Financial Institutions Equity Performance
The equity market (represented by the S&P 500 Index, or S&P 500) ended 2017 up 21.83% following a total return of 11.96% in 2016. With continuing global economic growth leading a potential acceleration of inflation, central banks may increase rates at a much faster pace than anticipated in 2017. Rising interest rates resulting in higher bond yields put downward pressure on equity prices, as experienced so far through March 2018. Despite a scenario of falling equity values, equity strategists do not expect the S&P 500 to close 2018 with negative returns but rather with a low, single-digit total return. The S&P 500 financials sector was up about 6% year-to-date (YTD) as of March 9, 2018, with an annual return of about 19.8%. Despite the volatility in the broader S&P 500, financial sector stocks were up 2.8% month-to-date (MTD) as of March 9, 2018.
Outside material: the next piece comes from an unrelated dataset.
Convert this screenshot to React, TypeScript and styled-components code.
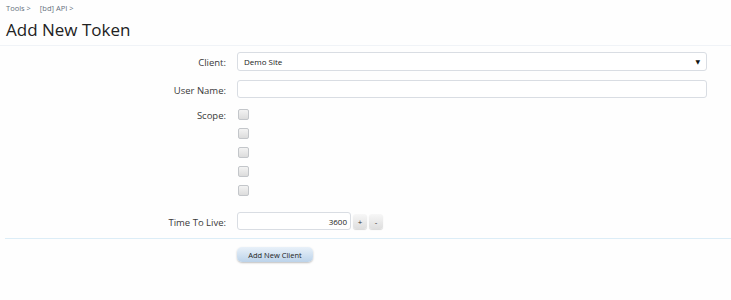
import React from 'react';
import styled, { createGlobalStyle } from 'styled-components';

const GlobalStyle = createGlobalStyle`
  html, body {
    margin: 0;
    padding: 0;
    background: #ffffff;
  }
  body {
    font-family: 'Open Sans', 'DejaVu Sans', sans-serif;
    color: #333;
  }
`;

const Page = styled.div`
  width: 731px;
  height: 300px;
  background: #fefefe;
  overflow: hidden;
`;

const Breadcrumb = styled.div`
  display: flex;
  gap: 9px;
  padding: 3px 0 0 6px;
  height: 11px;
  font-size: 7.5px;
  color: #65707d;
`;

const Title = styled.h1`
  margin: 0;
  padding: 4px 0 0 6px;
  height: 27px;
  font-family: 'Open Sans', sans-serif;
  font-weight: 400;
  font-size: 17px;
  line-height: 24px;
  color: #222;
  border-bottom: 1px solid #f0f3f7;
`;

const Form = styled.form`
  padding-top: 6px;
`;

const Row = styled.div<{ $h: number }>`
  display: flex;
  align-items: flex-start;
  min-height: ${(p) => p.$h}px;
`;

const Label = styled.label<{ $top?: number }>`
  width: 226px;
  padding-top: ${(p) => p.$top ?? 4}px;
  text-align: right;
  font-size: 9.5px;
  color: #3a3a3a;
  box-sizing: border-box;
`;

const Control = styled.div`
  margin-left: 11px;
  display: flex;
  align-items: center;
  gap: 2px;
`;

const TextBox = styled.div<{ $w: number; $h: number; $align?: string }>`
  width: ${(p) => p.$w}px;
  height: ${(p) => p.$h}px;
  box-sizing: border-box;
  border: 1px solid #d9dde3;
  border-radius: 3px;
  background: #fff;
  display: flex;
  align-items: center;
  justify-content: ${(p) => p.$align ?? 'space-between'};
  padding: 0 ${(p) => (p.$align ? 3 : 6)}px 0 6px;
  font-size: 8px;
  color: #222;
`;

const Arrow = styled.span`
  font-size: 6px;
  color: #111;
`;

const Checks = styled.div`
  display: flex;
  flex-direction: column;
  gap: 8px;
  padding-top: 1px;
`;

const Check = styled.span`
  display: block;
  width: 9px;
  height: 9px;
  margin-left: 1px;
  border: 1px solid #c3c6ca;
  border-radius: 2px;
  background: linear-gradient(#f3f3f3, #dcdcdc);
`;

const SpinBtn = styled.span`
  width: 14px;
  height: 15px;
  border-radius: 3px;
  background: linear-gradient(#f7f7f7, #dedede);
  box-shadow: 0 1px 1px rgba(0, 0, 0, 0.15);
  display: flex;
  align-items: center;
  justify-content: center;
  font-size: 8px;
  color: #333;
`;

const Separator = styled.div`
  margin: 0 0 0 5px;
  border-top: 1px solid #dcedf7;
`;

const SubmitRow = styled.div`
  display: flex;
  padding: 8px 0 0 237px;
`;

const SubmitButton = styled.span`
  display: flex;
  align-items: center;
  justify-content: center;
  width: 76px;
  height: 15px;
  border-radius: 5px;
  background: linear-gradient(#e9f1f9, #bcd3ea);
  box-shadow: 0 1px 2px rgba(0, 0, 0, 0.25);
  font-size: 7.5px;
  color: #222;
`;

export default function App() {
  return (
    <Page>
      <GlobalStyle />
      <Breadcrumb>
        <span>Tools &gt;</span>
        <span>[bd] API &gt;</span>
      </Breadcrumb>
      <Title>Add New Token</Title>
      <Form>
        <Row $h={28}>
          <Label>Client:</Label>
          <Control>
            <TextBox $w={470} $h={19}>
              <span>Demo Site</span>
              <Arrow>▼</Arrow>
            </TextBox>
          </Control>
        </Row>
        <Row $h={28}>
          <Label>User Name:</Label>
          <Control>
            <TextBox $w={470} $h={18} />
          </Control>
        </Row>
        <Row $h={104}>
          <Label $top={1}>Scope:</Label>
          <Control>
            <Checks>
              <Check />
              <Check />
              <Check />
              <Check />
              <Check />
            </Checks>
          </Control>
        </Row>
        <Row $h={26}>
          <Label>Time To Live:</Label>
          <Control>
            <TextBox $w={114} $h={18} $align="flex-end">
              <span>3600</span>
            </TextBox>
            <SpinBtn>+</SpinBtn>
            <SpinBtn>-</SpinBtn>
          </Control>
        </Row>
        <Separator />
        <SubmitRow>
          <SubmitButton>Add New Client</SubmitButton>
        </SubmitRow>
      </Form>
    </Page>
  );
}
U.S. insurer exposure to financial sector bonds was 14.9% of the industry's total corporate bond exposure, while financial sector unaffiliated preferred and common stocks were 10% of the industry's total stock exposure at year-end 2016. This compares fairly consistently in terms of percentage with year-end 2015. Banks remain the U.S. insurance industry's largest exposure among bonds within the financial sector at 60% of total financial sector exposure, followed by insurers (21%) and diversified financial services (19%). About 97% of the industry's financial sector corporate bonds have been investment grade since at least the first half of 2014, and they remained so as of year-end 2016. There was a slight increase in NAIC 1-designated financial sector bonds at 62% of total investment grade exposure at year-end 2016, from 60% at year-end 2015.The outlook for the financial sector (according to rating agencies) is stable owing to a decrease in return guarantee products and rising yields as the global economy experiences continued growth.
The current U.S. emphasis on regulatory rollback in the financial sector, such as the possible overhaul of the federal Dodd-Frank Wall Street Reform and Consumer Protection Act (Dodd-Frank Act), could result in favorable benefits for banks. For example, banks will have access to assets that would have otherwise been held for reserve but can now be lent contributing to earnings. While the final outcome of Brexit negotiations is unknown, the impact to U.S. insurers from a negative outcome should be minimal as total exposure to EU and UK financial sector bonds was $48.9 billion, or less than 1% of total cash and invested assets as of year-end 2016.
The NAIC Capital Markets Bureau will continue to monitor financial sector exposure and publish additional research as deemed appropriate.